OBJECTIVES: To examine the temporal relationship between sarcopenia and disability in elderly men and women.
DESIGN: Cardiovascular Health Study, a longitudinal study of cardiovascular disease and its risk factors in older people.
SETTING: Four U.S. communities.
PARTICIPANTS: Five thousand thirty-six men and women aged 65 and older.
MEASUREMENTS: Whole-body skeletal muscle mass was measured at baseline, and subjects were classified as having normal muscle mass, moderate sarcopenia, or severe sarcopenia based on previously established thresholds. Disability was measured via questionnaire at baseline in up to eight annual follow-up examinations. The cross-sectional relationship between sarcopenia and prevalent disability at baseline was examined using logistic regression models. The longitudinal relation between sarcopenia and incident disability over 8 years of follow-up was examined using Cox proportional hazards models.

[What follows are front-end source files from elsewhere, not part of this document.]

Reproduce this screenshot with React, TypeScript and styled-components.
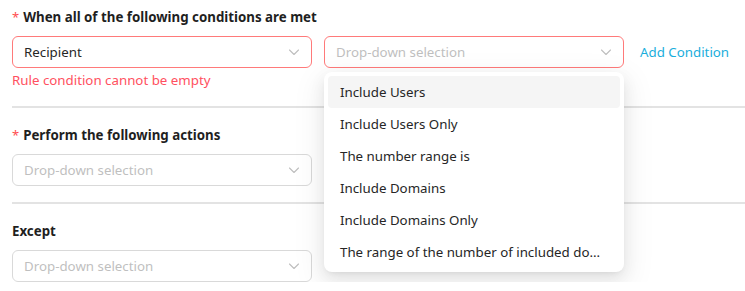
import React from "react";
import styled, { createGlobalStyle } from "styled-components";

const Global = createGlobalStyle`
  html, body { margin: 0; padding: 0; background: #fff; }
  body { font-family: "Noto Sans", "Open Sans", sans-serif; font-size: 13.3px; color: #262626; }
`;

const Page = styled.div`
  position: relative;
  padding: 6px 0 0 12px;
  width: 733px;
`;

const Section = styled.div`
  display: flex;
  flex-direction: column;
`;

const Title = styled.div`
  display: flex;
  align-items: center;
  gap: 4px;
  height: 22px;
  font-weight: 700;
  font-size: 13.3px;
  color: #1f1f1f;
  margin-bottom: 8px;
`;

const Star = styled.span`
  color: #ff4d4f;
  font-weight: 400;
  font-size: 13px;
`;

const Row = styled.div`
  display: flex;
  align-items: center;
  gap: 12px;
`;

const SelectBox = styled.div<{ $error?: boolean }>`
  box-sizing: border-box;
  width: 300px;
  height: 32px;
  border: 1px solid ${(p) => (p.$error ? "#ff7a7a" : "#d9d9d9")};
  border-radius: 6px;
  display: flex;
  align-items: center;
  justify-content: space-between;
  padding: 0 11px 0 11px;
  background: #fff;
`;

const Value = styled.span<{ $placeholder?: boolean }>`
  color: ${(p) => (p.$placeholder ? "#bfbfbf" : "#262626")};
`;

const AddLink = styled.span`
  margin-left: 4px;
  color: #1aaedc;
  white-space: nowrap;
`;

const ErrorText = styled.div`
  color: #ff5060;
  line-height: 24px;
  height: 22px;
`;

const Divider = styled.div`
  height: 2px;
  background: #e3e3e3;
  margin: 16px 0;
`;

const Menu = styled.div`
  position: absolute;
  left: 324px;
  top: 72px;
  width: 300px;
  box-sizing: border-box;
  padding: 4px;
  background: #fff;
  border-radius: 8px;
  box-shadow: 0 6px 16px 0 rgba(0, 0, 0, 0.08), 0 3px 6px -4px rgba(0, 0, 0, 0.12),
    0 9px 28px 8px rgba(0, 0, 0, 0.05);
`;

const Item = styled.div<{ $active?: boolean }>`
  height: 32px;
  line-height: 32px;
  padding: 0 12px;
  border-radius: 4px;
  background: ${(p) => (p.$active ? "#f5f5f5" : "transparent")};
  color: #262626;
  white-space: nowrap;
`;

const Chevron = () => (
  <svg width="12" height="12" viewBox="0 0 12 12" fill="none">
    <path d="M1.5 4 L6 8.5 L10.5 4" stroke="#bfbfbf" strokeWidth="1.1" strokeLinecap="round" strokeLinejoin="round" />
  </svg>
);

const Select = ({ value, placeholder, error }: { value?: string; placeholder?: string; error?: boolean }) => (
  <SelectBox $error={error}>
    <Value $placeholder={!value}>{value || placeholder}</Value>
    <Chevron />
  </SelectBox>
);

const items = [
  "Include Users",
  "Include Users Only",
  "The number range is",
  "Include Domains",
  "Include Domains Only",
  "The range of the number of included do...",
];

export default function App() {
  return (
    <>
      <Global />
      <Page>
        <Section>
          <Title>
            <Star>*</Star>When all of the following conditions are met
          </Title>
          <Row>
            <Select value="Recipient" error />
            <Select placeholder="Drop-down selection" error />
            <AddLink>Add Condition</AddLink>
          </Row>
          <ErrorText>Rule condition cannot be empty</ErrorText>
        </Section>
        <Divider />
        <Section>
          <Title>
            <Star>*</Star>Perform the following actions
          </Title>
          <Row>
            <Select placeholder="Drop-down selection" />
          </Row>
        </Section>
        <Divider />
        <Section>
          <Title>Except</Title>
          <Row>
            <Select placeholder="Drop-down selection" />
          </Row>
        </Section>
        <Menu>
          {items.map((t, i) => (
            <Item key={t} $active={i === 0}>
              {t}
            </Item>
          ))}
        </Menu>
      </Page>
    </>
  );
}
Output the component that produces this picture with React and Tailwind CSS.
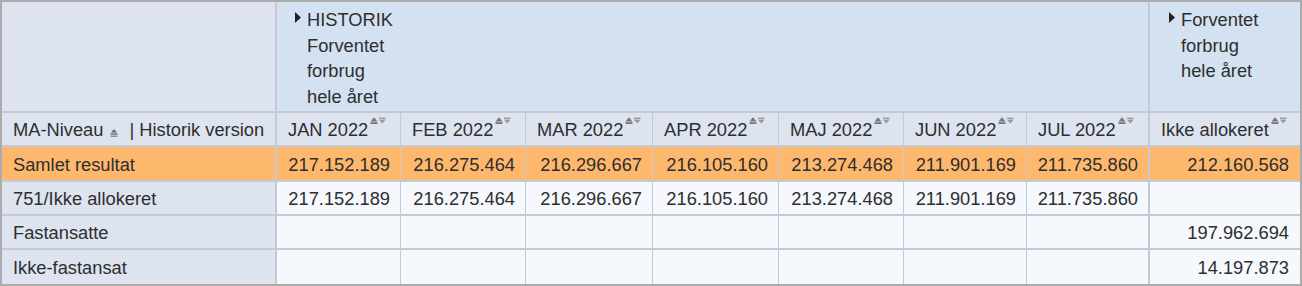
import React from "react";

const months = ["JAN 2022", "FEB 2022", "MAR 2022", "APR 2022", "MAJ 2022", "JUN 2022", "JUL 2022"];
const monthBorder = [
  "border-r",
  "border-r",
  "border-r",
  "border-r",
  "border-r",
  "border-r",
  "border-r-2",
];

const rows = [
  {
    label: "Samlet resultat",
    orange: true,
    vals: ["217.152.189", "216.275.464", "216.296.667", "216.105.160", "213.274.468", "211.901.169", "211.735.860"],
    last: "212.160.568",
  },
  {
    label: "751/Ikke allokeret",
    vals: ["217.152.189", "216.275.464", "216.296.667", "216.105.160", "213.274.468", "211.901.169", "211.735.860"],
    last: "",
  },
  { label: "Fastansatte", vals: ["", "", "", "", "", "", ""], last: "197.962.694" },
  { label: "Ikke-fastansat", vals: ["", "", "", "", "", "", ""], last: "14.197.873" },
];

function SortIcon() {
  return (
    <svg width="16" height="8" viewBox="0 0 16 8" className="ml-[2px] mt-[1px] shrink-0">
      <polygon points="0.5,4.4 4,0.2 7.5,4.4" fill="#777" />
      <rect x="0.5" y="5.2" width="7" height="1.8" fill="#777" />
      <rect x="9" y="0.6" width="6.5" height="1.5" fill="#999" />
      <polygon points="9,2.8 15.5,2.8 12.25,6.6" fill="#999" />
    </svg>
  );
}

function LevelIcon() {
  return (
    <svg width="8" height="8" viewBox="0 0 8 8" className="ml-[7px] mr-[9px] mt-[5px] shrink-0">
      <polygon points="0.8,3.4 4,0.2 7.2,3.4" fill="#666" />
      <rect x="0.5" y="4.4" width="7" height="1.3" fill="#666" />
      <rect x="0.5" y="6.6" width="7" height="1.3" fill="#888" />
    </svg>
  );
}

function Triangle() {
  return (
    <svg width="6" height="11" viewBox="0 0 6 11" className="mt-[5px] mr-[6px] shrink-0">
      <polygon points="0,0 6,5.5 0,11" fill="#222" />
    </svg>
  );
}

export default function App() {
  const rowH = ["h-[35px]", "h-[34px]", "h-[34px]", "h-[34px]"];
  return (
    <div
      className="w-[1302px] h-[286px] border-2 border-[#ababab] bg-[#f5f8fd] text-[18.3px] text-[#2e2e2e] overflow-hidden"
      style={{ fontFamily: '"Liberation Sans", Arial, sans-serif' }}
    >
      <div className="grid grid-cols-[275px_124px_125px_127px_126px_125px_123px_123px_150px]">
        {/* header row 1 */}
        <div className="h-[111px] bg-[#dde4f0] border-r-2 border-b-2 border-[#c4cad4]" />
        <div className="col-span-7 h-[111px] bg-[#d3e1f0] border-r-2 border-b-2 border-[#c4cad4] pl-[18px] pt-[5px] flex items-start leading-[25.5px]">
          <Triangle />
          <div className="flex flex-col">
            <span>HISTORIK</span>
            <span>Forventet</span>
            <span>forbrug</span>
            <span>hele året</span>
          </div>
        </div>
        <div className="h-[111px] bg-[#d3e1f0] border-b-2 border-[#c4cad4] pl-[19px] pt-[5px] flex items-start leading-[25.5px]">
          <Triangle />
          <div className="flex flex-col">
            <span>Forventet</span>
            <span>forbrug</span>
            <span>hele året</span>
          </div>
        </div>

        {/* header row 2 */}
        <div className="h-[34px] bg-[#dde4f0] border-r-2 border-b-2 border-[#c4cad4] pl-[11px] pt-[2px] flex items-center whitespace-nowrap">
          <span>MA-Niveau</span>
          <LevelIcon />
          <span className="ml-[2px]">| Historik version</span>
        </div>
        {months.map((m, i) => (
          <div
            key={m}
            className={`h-[34px] bg-[#dde4f0] ${monthBorder[i]} border-b-2 border-[#c4cad4] pl-[11px] pt-[2px] flex items-center whitespace-nowrap`}
          >
            <span className="flex items-start">
              <span>{m}</span>
              <SortIcon />
            </span>
          </div>
        ))}
        <div className="h-[34px] bg-[#dde4f0] border-b-2 border-[#c4cad4] pl-[11px] pt-[2px] flex items-center whitespace-nowrap">
          <span className="flex items-start">
            <span>Ikke allokeret</span>
            <SortIcon />
          </span>
        </div>

        {/* data rows */}
        {rows.map((r, ri) => {
          const isLast = ri === rows.length - 1;
          const bb = isLast ? "" : "border-b-2";
          const h = rowH[ri];
          const dataBg = r.orange ? "bg-[#feb86d]" : "bg-[#f5f8fd]";
          const headBg = r.orange ? "bg-[#feb86d]" : "bg-[#dde4f0]";
          return (
            <React.Fragment key={r.label}>
              <div className={`${h} ${headBg} border-r-2 ${bb} border-[#c4cad4] pl-[11px] pt-[2px] flex items-center whitespace-nowrap`}>
                {r.label}
              </div>
              {r.vals.map((v, i) => (
                <div
                  key={i}
                  className={`${h} ${dataBg} ${monthBorder[i]} ${bb} border-[#c4cad4] pr-[10px] pt-[2px] flex items-center justify-end whitespace-nowrap`}
                >
                  {v}
                </div>
              ))}
              <div className={`${h} ${dataBg} ${bb} border-[#c4cad4] pr-[11px] pt-[2px] flex items-center justify-end whitespace-nowrap`}>
                {r.last}
              </div>
            </React.Fragment>
          );
        })}
      </div>
    </div>
  );
}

RESULTS: At baseline, the likelihood of disability was 79% greater in those with severe sarcopenia (P<.001) but was not significantly greater in those with moderate sarcopenia (P=.38) than in those with normal muscle mass. During the 8-year follow-up, the risk of developing disability was 27% greater in those with severe sarcopenia (P=.006) but was not statistically greater in those with moderate sarcopenia (P=.23) than in those with normal muscle mass.
CONCLUSION: Severe sarcopenia was a modest independent risk factor for the development of physical disability. The effect of sarcopenia on disability was considerably smaller in the longitudinal analysis than in the cross-sectional analysis.